Healthcare, Blitch told Karen Webster in a recent interview, has always been a “touch-centric culture,” involving check-in, interactions with the nurse, then the doctor and eventually checking out and paying a co-payment.
But amid the pandemic, Blitch said, “people don’t desire to go into a doctor’s office quite like they used to.”
Many patients are opting for telemedicine, amid a digital shift. The payments piece of the equation has to follow suit — and play catch-up.
The connected economy, said Blitch, is helping providers to “meet the patients where they are” whether on a tablet or smartphone.
Meeting patients at the points of tech-enabled interaction they desire also means not asking them to download or update apps or enter usernames and passwords every time they look to make appointments or pay bills.

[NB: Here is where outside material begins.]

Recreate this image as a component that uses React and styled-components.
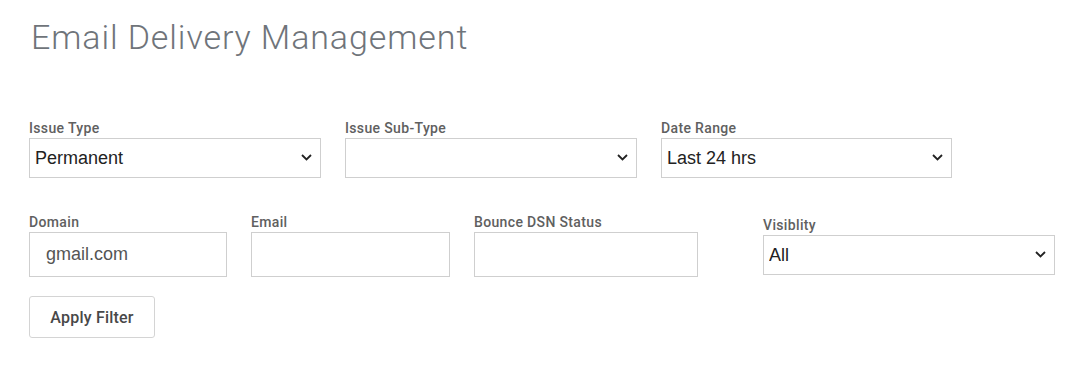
import React from "react";
import styled, { createGlobalStyle } from "styled-components";

const GlobalStyle = createGlobalStyle`
  body {
    margin: 0;
    background: #fff;
    font-family: Roboto, "Liberation Sans", sans-serif;
  }
`;

const Page = styled.div`
  padding: 17px 0 0 29px;
`;

const Title = styled.h1`
  margin: 0 0 63px;
  font-size: 34px;
  line-height: 40px;
  font-weight: 300;
  color: #6f747a;
  letter-spacing: 0.9px;
  padding-left: 2px;
`;

const Row = styled.div`
  display: flex;
  align-items: center;
  gap: 24px;
  margin-bottom: ${props => props.spacing || 0}px;
`;

const Field = styled.div`
  display: flex;
  flex-direction: column;
  width: ${props => props.width}px;
  margin-left: ${props => props.offset || 0}px;
`;

const Label = styled.label`
  font-size: 14px;
  line-height: 16px;
  font-weight: 500;
  color: #606060;
  letter-spacing: 0.35px;
  margin-bottom: 2px;
`;

const SelectWrap = styled.div`
  position: relative;
  height: 40px;
`;

const Select = styled.select`
  appearance: none;
  width: 100%;
  height: 40px;
  box-sizing: border-box;
  border: 1px solid #cfcfcf;
  border-radius: 0;
  background: #fff;
  padding: 0 30px 0 5px;
  font-family: "Liberation Sans", Arial, sans-serif;
  font-size: 18px;
  color: #222;
  outline: none;
`;

const Chevron = styled.svg`
  position: absolute;
  right: 9px;
  top: 16px;
  width: 11px;
  height: 7px;
  pointer-events: none;
`;

const Input = styled.input`
  width: 100%;
  height: 45px;
  box-sizing: border-box;
  border: 1px solid #cfcfcf;
  padding: 0 16px;
  font-family: "Liberation Sans", Arial, sans-serif;
  font-size: 18px;
  color: #555;
  outline: none;
`;

const Button = styled.button`
  width: 126px;
  height: 42px;
  border: 1px solid #d4d4d4;
  border-radius: 3px;
  background: #fff;
  font-family: Roboto, "Liberation Sans", sans-serif;
  font-size: 16px;
  font-weight: 500;
  letter-spacing: 0.2px;
  color: #484848;
  cursor: pointer;
`;

const SelectField = ({ label, width, value, options, offset }) => (
  <Field width={width} offset={offset}>
    <Label>{label}</Label>
    <SelectWrap>
      <Select defaultValue={value}>
        {options.map(o => (
          <option key={o} value={o}>
            {o}
          </option>
        ))}
      </Select>
      <Chevron viewBox="0 0 11 7">
        <path d="M1 1 L5.5 5.5 L10 1" fill="none" stroke="#222" strokeWidth="1.8" />
      </Chevron>
    </SelectWrap>
  </Field>
);

const InputField = ({ label, width, value }) => (
  <Field width={width}>
    <Label>{label}</Label>
    <Input defaultValue={value} />
  </Field>
);

const App = () => (
  <>
    <GlobalStyle />
    <Page>
      <Title>Email Delivery Management</Title>
      <Row spacing={36}>
        <SelectField label="Issue Type" width={292} value="Permanent" options={["Permanent", "Transient", "Undetermined"]} />
        <SelectField label="Issue Sub-Type" width={292} value="" options={["", "General", "NoEmail", "Suppressed"]} />
        <SelectField label="Date Range" width={291} value="Last 24 hrs" options={["Last 24 hrs", "Last 7 days", "Last 30 days"]} />
      </Row>
      <Row spacing={19}>
        <InputField label="Domain" width={198} value="gmail.com" />
        <InputField label="Email" width={199} value="" />
        <InputField label="Bounce DSN Status" width={224} value="" />
        <SelectField label="Visiblity" width={292} value="All" offset={41} options={["All", "Visible", "Hidden"]} />
      </Row>
      <Button>Apply Filter</Button>
    </Page>
  </>
);

export default App;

In healthcare, the data needed for payments reconciliation rests within a patient accounting system, which in turn sits inside an electronic health record. Firms like Epic own the clinical diagnostics, Blitch said, but because the financial responsibility of Medicare, Medicaid, Blue Cross Blue Shield or even the patient is connected to those clinicals, they sit inside the patient accounting system.
Claims have to be filed in order for providers to be paid in the first place. Far-flung, back-end systems mean that accounts receivables and cash flow management is less than optimal. Large health systems, he said, are tasked with managing disparate payment vendors to move money.

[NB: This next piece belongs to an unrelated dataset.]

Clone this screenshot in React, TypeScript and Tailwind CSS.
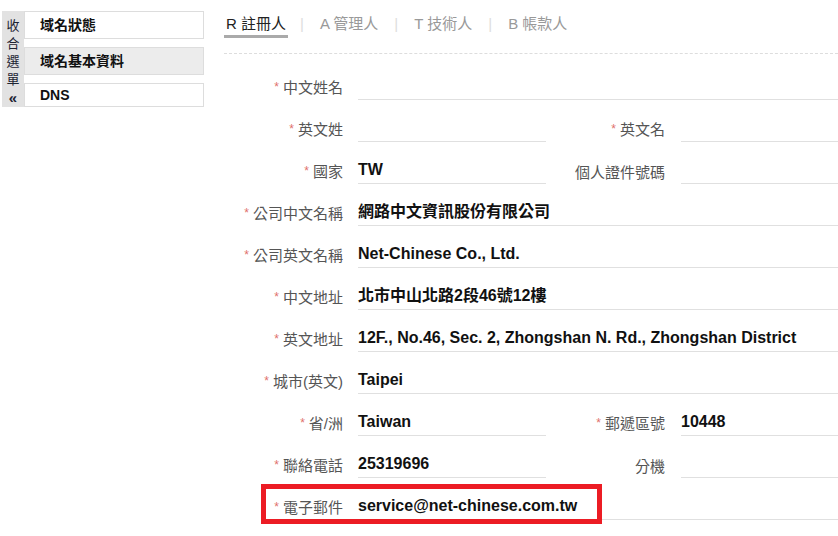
const FONT = "font-['Liberation_Sans','Noto_Sans_CJK_TC',sans-serif]";

type Field = { label: string; required?: boolean; value?: string };
type Row = Field[];

const rows: Row[] = [
  [{ label: "中文姓名", required: true }],
  [
    { label: "英文姓", required: true },
    { label: "英文名", required: true },
  ],
  [
    { label: "國家", required: true, value: "TW" },
    { label: "個人證件號碼" },
  ],
  [{ label: "公司中文名稱", required: true, value: "網路中文資訊股份有限公司" }],
  [{ label: "公司英文名稱", required: true, value: "Net-Chinese Co., Ltd." }],
  [{ label: "中文地址", required: true, value: "北市中山北路2段46號12樓" }],
  [
    {
      label: "英文地址",
      required: true,
      value: "12F., No.46, Sec. 2, Zhongshan N. Rd., Zhongshan District",
    },
  ],
  [{ label: "城市(英文)", required: true, value: "Taipei" }],
  [
    { label: "省/洲", required: true, value: "Taiwan" },
    { label: "郵遞區號", required: true, value: "10448" },
  ],
  [
    { label: "聯絡電話", required: true, value: "25319696" },
    { label: "分機" },
  ],
  [{ label: "電子郵件", required: true, value: "service@net-chinese.com.tw" }],
];

const Label = ({ field, right }: { field: Field; right?: boolean }) => (
  <div
    className={`${
      right ? "w-[135px] pr-[16px]" : "w-[134px] pr-[15px]"
    } shrink-0 pb-[1px] text-right text-[15px] leading-[20px] text-[#555] whitespace-nowrap`}
  >
    {field.required && (
      <span className="relative -top-[2px] mr-[4px] text-[12px] text-[#e0706b]">*</span>
    )}
    {field.label}
  </div>
);

const Value = ({ value, className }: { value?: string; className: string }) => (
  <div
    className={`${className} flex h-full items-end border-b border-[#e0e0e0] pb-[3px] text-[16px] font-bold leading-[20px] text-[#111] whitespace-nowrap`}
  >
    {value}
  </div>
);

const FormRow = ({ row }: { row: Row }) => (
  <div className="flex h-[42px] items-end">
    <Label field={row[0]} />
    <Value value={row[0].value} className={row.length > 1 ? "w-[188px] shrink-0" : "flex-1"} />
    {row[1] && (
      <>
        <Label field={row[1]} right />
        <Value value={row[1].value} className="flex-1" />
      </>
    )}
  </div>
);

const tabs = ["R 註冊人", "A 管理人", "T 技術人", "B 帳款人"];

export default function App() {
  return (
    <div className={`${FONT} relative h-[536px] w-[838px] overflow-hidden bg-white`}>
      <div className="flex">
        {/* Sidebar */}
        <div className="ml-[2px] mt-[11px] flex w-[202px] shrink-0">
          <div className="flex h-[96px] w-[22px] shrink-0 flex-col items-center bg-[#e2e2e2] pt-[6px] text-[13px] leading-[18px] text-[#1d2433]">
            <span>收</span>
            <span>合</span>
            <span>選</span>
            <span>單</span>
            <span className="text-[15px] font-bold">«</span>
          </div>
          <div className="flex flex-1 flex-col gap-[8px]">
            <div className="flex h-[28px] items-center border border-[#ddd] bg-white pl-[15px] text-[14px] font-bold text-[#111]">
              域名狀態
            </div>
            <div className="flex h-[28px] items-center border border-[#ddd] bg-[#ececec] pl-[15px] text-[14px] font-bold text-[#111]">
              域名基本資料
            </div>
            <div className="flex h-[24px] items-center border border-[#ddd] bg-white pl-[15px] text-[14px] font-bold text-[#111]">
              DNS
            </div>
          </div>
        </div>

        {/* Main */}
        <div className="ml-[20px] flex-1">
          <div className="flex items-start pt-[14px] text-[15px] leading-[20px]">
            {tabs.map((t, i) => (
              <div key={t} className="flex items-start">
                {i > 0 && <span className="px-[16px] text-[#ddd]">|</span>}
                <span
                  className={
                    i === 0
                      ? "-mr-[4px] border-b-[3px] border-[#aaa] px-[2px] pb-[1px] text-[#222]"
                      : "text-[#999]"
                  }
                >
                  {t}
                </span>
              </div>
            ))}
          </div>
          <div className="mt-[15px] border-t border-dashed border-[#ddd]" />
          <div className="mt-[4px] flex flex-col">
            {rows.map((row, i) => (
              <FormRow key={i} row={row} />
            ))}
          </div>
        </div>
      </div>

      {/* highlight annotation */}
      <div className="absolute left-[261px] top-[484px] h-[40px] w-[341px] border-[5px] border-[#ec1c24]" />
    </div>
  );
}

“Then you’ve got gateways, processors and terminals, and they have to be integrated into the healthcare information systems,” he said, adding that “If you’re a [healthcare] CFO, you are really paying attention to all these dollars.”
To help solve those complexities, he said that Patientco operates a platform where all those groups operate together.

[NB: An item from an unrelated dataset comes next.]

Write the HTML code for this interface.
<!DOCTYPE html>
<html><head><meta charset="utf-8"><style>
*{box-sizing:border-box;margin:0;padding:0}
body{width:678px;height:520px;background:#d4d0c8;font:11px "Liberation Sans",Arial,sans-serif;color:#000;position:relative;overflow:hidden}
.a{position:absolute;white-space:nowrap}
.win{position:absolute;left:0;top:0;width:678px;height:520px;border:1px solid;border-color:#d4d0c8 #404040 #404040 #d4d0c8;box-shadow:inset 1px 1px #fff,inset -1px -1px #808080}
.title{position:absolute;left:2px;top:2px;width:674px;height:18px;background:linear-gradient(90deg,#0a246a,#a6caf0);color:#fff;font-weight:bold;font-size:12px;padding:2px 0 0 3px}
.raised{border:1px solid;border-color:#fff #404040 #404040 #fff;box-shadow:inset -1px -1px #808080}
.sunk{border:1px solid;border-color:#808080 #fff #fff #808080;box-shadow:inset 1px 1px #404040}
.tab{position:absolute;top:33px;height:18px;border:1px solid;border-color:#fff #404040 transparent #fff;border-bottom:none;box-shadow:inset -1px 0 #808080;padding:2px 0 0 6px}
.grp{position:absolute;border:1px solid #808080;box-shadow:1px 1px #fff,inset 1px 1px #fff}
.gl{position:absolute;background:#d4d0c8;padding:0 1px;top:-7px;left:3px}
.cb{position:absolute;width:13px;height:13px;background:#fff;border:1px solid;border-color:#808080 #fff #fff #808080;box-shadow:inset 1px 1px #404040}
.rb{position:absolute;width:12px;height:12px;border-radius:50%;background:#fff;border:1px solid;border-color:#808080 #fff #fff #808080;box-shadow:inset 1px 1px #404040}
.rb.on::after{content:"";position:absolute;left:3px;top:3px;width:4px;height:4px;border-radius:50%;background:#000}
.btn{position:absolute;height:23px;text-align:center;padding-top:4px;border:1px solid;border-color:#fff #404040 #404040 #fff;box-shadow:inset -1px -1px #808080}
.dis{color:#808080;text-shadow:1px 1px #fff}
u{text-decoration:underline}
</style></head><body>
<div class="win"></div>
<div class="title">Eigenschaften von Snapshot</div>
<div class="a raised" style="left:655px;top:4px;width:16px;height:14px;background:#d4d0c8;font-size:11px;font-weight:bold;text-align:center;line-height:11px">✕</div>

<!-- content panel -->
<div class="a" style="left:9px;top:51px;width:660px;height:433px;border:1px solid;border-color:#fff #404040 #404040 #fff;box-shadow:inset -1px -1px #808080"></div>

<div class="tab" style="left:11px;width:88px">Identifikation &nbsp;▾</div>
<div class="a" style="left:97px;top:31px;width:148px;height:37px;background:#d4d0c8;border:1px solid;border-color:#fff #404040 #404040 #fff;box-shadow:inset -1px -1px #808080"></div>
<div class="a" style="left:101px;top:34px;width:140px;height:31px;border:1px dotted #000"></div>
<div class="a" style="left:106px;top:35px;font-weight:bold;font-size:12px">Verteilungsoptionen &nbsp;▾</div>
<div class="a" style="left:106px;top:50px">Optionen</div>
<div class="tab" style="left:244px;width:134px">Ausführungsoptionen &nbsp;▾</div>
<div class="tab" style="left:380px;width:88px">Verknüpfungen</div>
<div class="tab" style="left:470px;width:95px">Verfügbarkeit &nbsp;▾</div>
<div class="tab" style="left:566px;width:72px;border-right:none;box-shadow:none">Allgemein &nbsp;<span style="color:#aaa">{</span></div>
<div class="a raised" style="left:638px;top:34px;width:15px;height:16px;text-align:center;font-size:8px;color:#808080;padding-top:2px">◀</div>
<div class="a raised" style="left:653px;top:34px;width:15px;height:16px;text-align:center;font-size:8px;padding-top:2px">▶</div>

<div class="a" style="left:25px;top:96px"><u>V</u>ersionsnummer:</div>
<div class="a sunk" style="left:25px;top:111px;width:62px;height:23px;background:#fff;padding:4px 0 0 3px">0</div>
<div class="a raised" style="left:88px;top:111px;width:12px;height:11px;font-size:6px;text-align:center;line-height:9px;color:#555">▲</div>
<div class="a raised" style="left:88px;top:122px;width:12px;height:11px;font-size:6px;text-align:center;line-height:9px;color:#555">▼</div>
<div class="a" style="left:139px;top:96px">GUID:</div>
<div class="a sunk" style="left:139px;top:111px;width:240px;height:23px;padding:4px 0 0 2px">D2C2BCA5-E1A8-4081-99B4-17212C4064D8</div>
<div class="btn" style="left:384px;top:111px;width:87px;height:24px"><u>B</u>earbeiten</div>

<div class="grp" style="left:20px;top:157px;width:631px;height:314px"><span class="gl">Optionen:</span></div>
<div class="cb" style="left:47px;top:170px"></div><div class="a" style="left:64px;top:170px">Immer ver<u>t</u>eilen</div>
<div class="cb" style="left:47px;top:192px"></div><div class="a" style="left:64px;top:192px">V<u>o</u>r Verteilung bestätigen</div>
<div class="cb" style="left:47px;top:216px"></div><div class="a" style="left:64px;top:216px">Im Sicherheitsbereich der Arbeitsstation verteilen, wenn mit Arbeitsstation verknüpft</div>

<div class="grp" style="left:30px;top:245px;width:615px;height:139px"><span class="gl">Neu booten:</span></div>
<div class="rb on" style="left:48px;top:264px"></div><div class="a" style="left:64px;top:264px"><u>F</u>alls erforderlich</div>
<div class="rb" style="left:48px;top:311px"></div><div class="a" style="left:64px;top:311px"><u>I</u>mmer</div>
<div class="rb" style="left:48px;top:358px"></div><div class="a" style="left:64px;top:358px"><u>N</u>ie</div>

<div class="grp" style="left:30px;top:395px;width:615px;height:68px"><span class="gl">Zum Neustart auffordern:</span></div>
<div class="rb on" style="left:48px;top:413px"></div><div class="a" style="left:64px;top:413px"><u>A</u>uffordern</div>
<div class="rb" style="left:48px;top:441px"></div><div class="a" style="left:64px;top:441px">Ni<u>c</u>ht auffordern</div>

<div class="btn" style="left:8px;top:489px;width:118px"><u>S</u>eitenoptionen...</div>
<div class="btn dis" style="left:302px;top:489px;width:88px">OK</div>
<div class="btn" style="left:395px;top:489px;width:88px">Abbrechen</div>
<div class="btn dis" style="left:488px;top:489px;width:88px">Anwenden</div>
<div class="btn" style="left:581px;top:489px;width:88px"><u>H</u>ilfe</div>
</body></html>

“The core of what we are solving for is around affordability and transparency,” he said. “Seamless financial care requires coordination across multiple departments, from scheduling to pre-service check-in, all the way to back office components.”
Moving Toward Transparency
In an example of that seamless flow across the platform model, he said that communicating through text messages to a patient, with links to the diagnostics expected to be provided at the appointment and details on what the financial liability will be once services are rendered, promotes transparency.
And in a nod to affordability — through the company’s intelligent financing platform called SmartFinance — patients can determine whether they want to pay upfront, pay out of a health savings accounts, or use a payment plan that sits on the balance sheet of their health plan, he said.
The process “reduces anxiety, creates clarity, and helps meet expectations that the end consumer has — similar to what they expect in different retail environments. When they show up at the doctor’s office, they actually know as much as the person who is at the front office helping to check them in.”
He said that the platform is governed by an overarching principle. Just as healthcare services and procedures take into account each individual’s history, demographics and unique situation, so, too, should the financial aspect of the process. Older patients, he said, may prefer to write checks. Younger patients may prefer to communicate across their smartphones.
As he told Webster: In life, success rests with “just being on the same page with the person you’re talking to. And certainly, that’s the case in healthcare.”